___ Data

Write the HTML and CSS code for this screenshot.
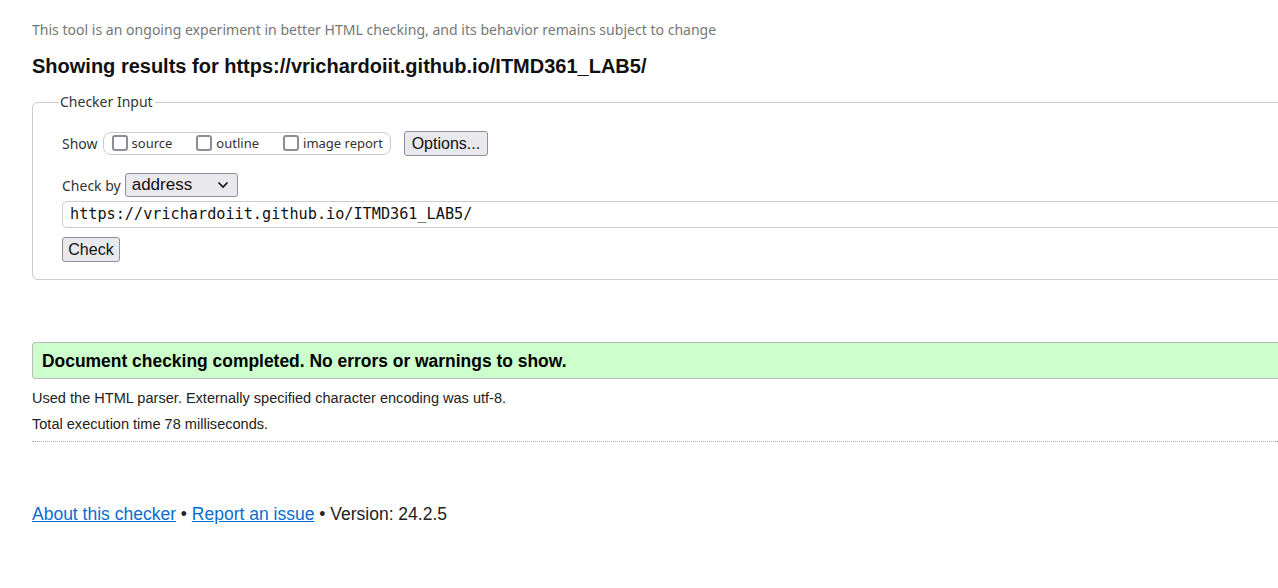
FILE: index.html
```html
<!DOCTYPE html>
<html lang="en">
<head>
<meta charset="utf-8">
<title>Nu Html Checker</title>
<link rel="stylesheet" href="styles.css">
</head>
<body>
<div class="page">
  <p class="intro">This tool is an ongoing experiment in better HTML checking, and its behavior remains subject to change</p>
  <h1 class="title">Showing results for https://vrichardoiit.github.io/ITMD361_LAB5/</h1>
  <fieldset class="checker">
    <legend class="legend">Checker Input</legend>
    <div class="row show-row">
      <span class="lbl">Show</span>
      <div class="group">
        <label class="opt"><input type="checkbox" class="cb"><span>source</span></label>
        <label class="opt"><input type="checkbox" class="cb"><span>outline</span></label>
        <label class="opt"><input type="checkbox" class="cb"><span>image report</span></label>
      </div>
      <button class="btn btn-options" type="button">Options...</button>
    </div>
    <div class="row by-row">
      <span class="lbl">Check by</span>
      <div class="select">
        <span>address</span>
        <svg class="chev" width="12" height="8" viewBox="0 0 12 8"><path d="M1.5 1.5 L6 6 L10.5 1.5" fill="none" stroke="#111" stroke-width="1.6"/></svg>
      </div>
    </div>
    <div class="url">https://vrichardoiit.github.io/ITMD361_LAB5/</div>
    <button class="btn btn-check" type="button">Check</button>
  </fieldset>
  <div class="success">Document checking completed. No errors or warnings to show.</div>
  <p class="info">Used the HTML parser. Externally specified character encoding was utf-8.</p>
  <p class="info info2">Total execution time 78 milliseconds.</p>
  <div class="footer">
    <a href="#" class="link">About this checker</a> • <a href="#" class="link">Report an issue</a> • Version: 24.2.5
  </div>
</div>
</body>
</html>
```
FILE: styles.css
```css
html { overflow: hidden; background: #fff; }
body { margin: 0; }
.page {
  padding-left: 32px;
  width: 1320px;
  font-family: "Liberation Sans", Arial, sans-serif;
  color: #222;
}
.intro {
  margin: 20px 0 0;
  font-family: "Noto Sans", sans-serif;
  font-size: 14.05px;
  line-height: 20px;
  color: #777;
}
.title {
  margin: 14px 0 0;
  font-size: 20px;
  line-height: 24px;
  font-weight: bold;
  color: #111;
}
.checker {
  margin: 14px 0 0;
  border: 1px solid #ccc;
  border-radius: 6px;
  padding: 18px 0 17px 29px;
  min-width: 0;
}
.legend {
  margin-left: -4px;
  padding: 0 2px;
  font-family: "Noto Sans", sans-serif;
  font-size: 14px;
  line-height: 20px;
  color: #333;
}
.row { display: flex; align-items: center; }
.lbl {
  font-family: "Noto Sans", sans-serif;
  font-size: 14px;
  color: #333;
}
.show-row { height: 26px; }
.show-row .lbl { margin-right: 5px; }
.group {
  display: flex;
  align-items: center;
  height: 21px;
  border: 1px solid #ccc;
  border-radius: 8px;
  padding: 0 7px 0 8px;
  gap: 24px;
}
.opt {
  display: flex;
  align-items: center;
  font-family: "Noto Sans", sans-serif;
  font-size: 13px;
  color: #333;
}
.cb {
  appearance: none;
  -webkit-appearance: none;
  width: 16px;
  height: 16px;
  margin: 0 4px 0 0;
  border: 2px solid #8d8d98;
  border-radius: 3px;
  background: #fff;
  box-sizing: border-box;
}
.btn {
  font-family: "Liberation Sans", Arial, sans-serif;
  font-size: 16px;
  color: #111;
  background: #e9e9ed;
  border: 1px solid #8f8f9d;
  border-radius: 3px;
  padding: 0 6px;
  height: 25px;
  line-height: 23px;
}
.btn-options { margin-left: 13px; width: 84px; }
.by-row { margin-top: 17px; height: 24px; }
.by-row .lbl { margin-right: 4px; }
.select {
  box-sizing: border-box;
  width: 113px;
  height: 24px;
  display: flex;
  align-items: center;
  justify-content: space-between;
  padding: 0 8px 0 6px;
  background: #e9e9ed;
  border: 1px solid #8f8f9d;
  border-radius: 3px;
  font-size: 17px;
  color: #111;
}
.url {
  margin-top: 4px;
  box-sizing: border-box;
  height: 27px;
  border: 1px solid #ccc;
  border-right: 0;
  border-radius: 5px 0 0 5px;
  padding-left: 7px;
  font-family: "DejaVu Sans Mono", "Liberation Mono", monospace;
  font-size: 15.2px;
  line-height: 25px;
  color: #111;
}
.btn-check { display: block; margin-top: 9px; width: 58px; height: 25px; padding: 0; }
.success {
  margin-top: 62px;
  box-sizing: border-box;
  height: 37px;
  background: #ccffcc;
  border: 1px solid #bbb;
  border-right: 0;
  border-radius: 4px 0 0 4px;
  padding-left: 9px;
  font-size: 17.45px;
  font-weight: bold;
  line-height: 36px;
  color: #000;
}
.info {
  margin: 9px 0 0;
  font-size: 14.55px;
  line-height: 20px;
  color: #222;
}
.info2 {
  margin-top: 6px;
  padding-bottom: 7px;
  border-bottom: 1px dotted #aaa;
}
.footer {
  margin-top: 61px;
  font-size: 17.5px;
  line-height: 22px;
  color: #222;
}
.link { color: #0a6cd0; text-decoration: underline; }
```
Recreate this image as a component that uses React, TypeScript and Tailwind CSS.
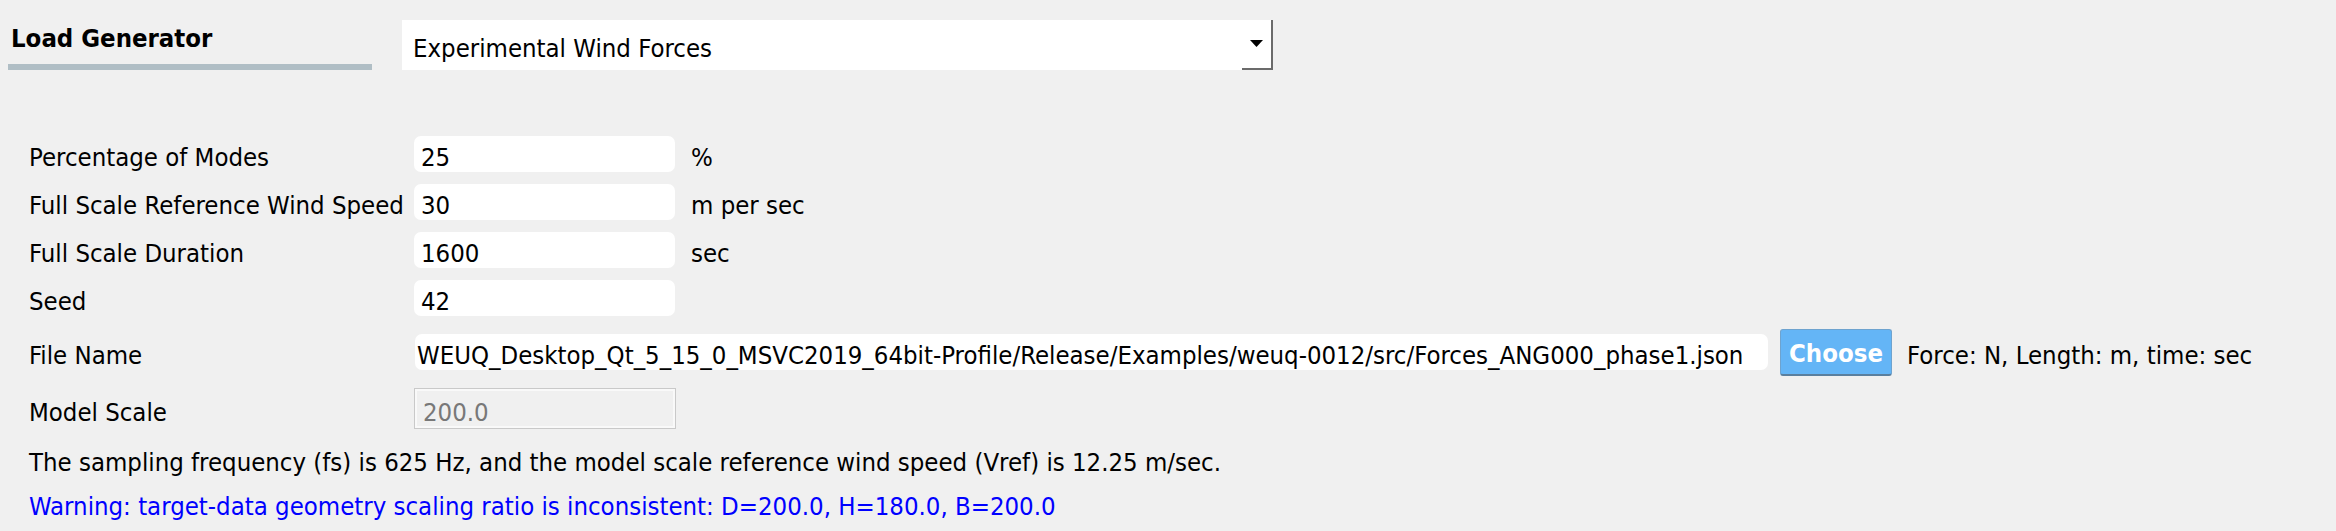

______

The listing above needs to be output again exactly. Don't include the pictures.

▶ **Response to this task**
Write the HTML and CSS code for this screenshot.
FILE: index.html
```html
<!DOCTYPE html>
<html lang="en">
<head>
<meta charset="utf-8">
<title>Nu Html Checker</title>
<link rel="stylesheet" href="styles.css">
</head>
<body>
<div class="page">
  <p class="intro">This tool is an ongoing experiment in better HTML checking, and its behavior remains subject to change</p>
  <h1 class="title">Showing results for https://vrichardoiit.github.io/ITMD361_LAB5/</h1>
  <fieldset class="checker">
    <legend class="legend">Checker Input</legend>
    <div class="row show-row">
      <span class="lbl">Show</span>
      <div class="group">
        <label class="opt"><input type="checkbox" class="cb"><span>source</span></label>
        <label class="opt"><input type="checkbox" class="cb"><span>outline</span></label>
        <label class="opt"><input type="checkbox" class="cb"><span>image report</span></label>
      </div>
      <button class="btn btn-options" type="button">Options...</button>
    </div>
    <div class="row by-row">
      <span class="lbl">Check by</span>
      <div class="select">
        <span>address</span>
        <svg class="chev" width="12" height="8" viewBox="0 0 12 8"><path d="M1.5 1.5 L6 6 L10.5 1.5" fill="none" stroke="#111" stroke-width="1.6"/></svg>
      </div>
    </div>
    <div class="url">https://vrichardoiit.github.io/ITMD361_LAB5/</div>
    <button class="btn btn-check" type="button">Check</button>
  </fieldset>
  <div class="success">Document checking completed. No errors or warnings to show.</div>
  <p class="info">Used the HTML parser. Externally specified character encoding was utf-8.</p>
  <p class="info info2">Total execution time 78 milliseconds.</p>
  <div class="footer">
    <a href="#" class="link">About this checker</a> • <a href="#" class="link">Report an issue</a> • Version: 24.2.5
  </div>
</div>
</body>
</html>
```
FILE: styles.css
```css
html { overflow: hidden; background: #fff; }
body { margin: 0; }
.page {
  padding-left: 32px;
  width: 1320px;
  font-family: "Liberation Sans", Arial, sans-serif;
  color: #222;
}
.intro {
  margin: 20px 0 0;
  font-family: "Noto Sans", sans-serif;
  font-size: 14.05px;
  line-height: 20px;
  color: #777;
}
.title {
  margin: 14px 0 0;
  font-size: 20px;
  line-height: 24px;
  font-weight: bold;
  color: #111;
}
.checker {
  margin: 14px 0 0;
  border: 1px solid #ccc;
  border-radius: 6px;
  padding: 18px 0 17px 29px;
  min-width: 0;
}
.legend {
  margin-left: -4px;
  padding: 0 2px;
  font-family: "Noto Sans", sans-serif;
  font-size: 14px;
  line-height: 20px;
  color: #333;
}
.row { display: flex; align-items: center; }
.lbl {
  font-family: "Noto Sans", sans-serif;
  font-size: 14px;
  color: #333;
}
.show-row { height: 26px; }
.show-row .lbl { margin-right: 5px; }
.group {
  display: flex;
  align-items: center;
  height: 21px;
  border: 1px solid #ccc;
  border-radius: 8px;
  padding: 0 7px 0 8px;
  gap: 24px;
}
.opt {
  display: flex;
  align-items: center;
  font-family: "Noto Sans", sans-serif;
  font-size: 13px;
  color: #333;
}
.cb {
  appearance: none;
  -webkit-appearance: none;
  width: 16px;
  height: 16px;
  margin: 0 4px 0 0;
  border: 2px solid #8d8d98;
  border-radius: 3px;
  background: #fff;
  box-sizing: border-box;
}
.btn {
  font-family: "Liberation Sans", Arial, sans-serif;
  font-size: 16px;
  color: #111;
  background: #e9e9ed;
  border: 1px solid #8f8f9d;
  border-radius: 3px;
  padding: 0 6px;
  height: 25px;
  line-height: 23px;
}
.btn-options { margin-left: 13px; width: 84px; }
.by-row { margin-top: 17px; height: 24px; }
.by-row .lbl { margin-right: 4px; }
.select {
  box-sizing: border-box;
  width: 113px;
  height: 24px;
  display: flex;
  align-items: center;
  justify-content: space-between;
  padding: 0 8px 0 6px;
  background: #e9e9ed;
  border: 1px solid #8f8f9d;
  border-radius: 3px;
  font-size: 17px;
  color: #111;
}
.url {
  margin-top: 4px;
  box-sizing: border-box;
  height: 27px;
  border: 1px solid #ccc;
  border-right: 0;
  border-radius: 5px 0 0 5px;
  padding-left: 7px;
  font-family: "DejaVu Sans Mono", "Liberation Mono", monospace;
  font-size: 15.2px;
  line-height: 25px;
  color: #111;
}
.btn-check { display: block; margin-top: 9px; width: 58px; height: 25px; padding: 0; }
.success {
  margin-top: 62px;
  box-sizing: border-box;
  height: 37px;
  background: #ccffcc;
  border: 1px solid #bbb;
  border-right: 0;
  border-radius: 4px 0 0 4px;
  padding-left: 9px;
  font-size: 17.45px;
  font-weight: bold;
  line-height: 36px;
  color: #000;
}
.info {
  margin: 9px 0 0;
  font-size: 14.55px;
  line-height: 20px;
  color: #222;
}
.info2 {
  margin-top: 6px;
  padding-bottom: 7px;
  border-bottom: 1px dotted #aaa;
}
.footer {
  margin-top: 61px;
  font-size: 17.5px;
  line-height: 22px;
  color: #222;
}
.link { color: #0a6cd0; text-decoration: underline; }
```
Recreate this image as a component that uses React, TypeScript and Tailwind CSS.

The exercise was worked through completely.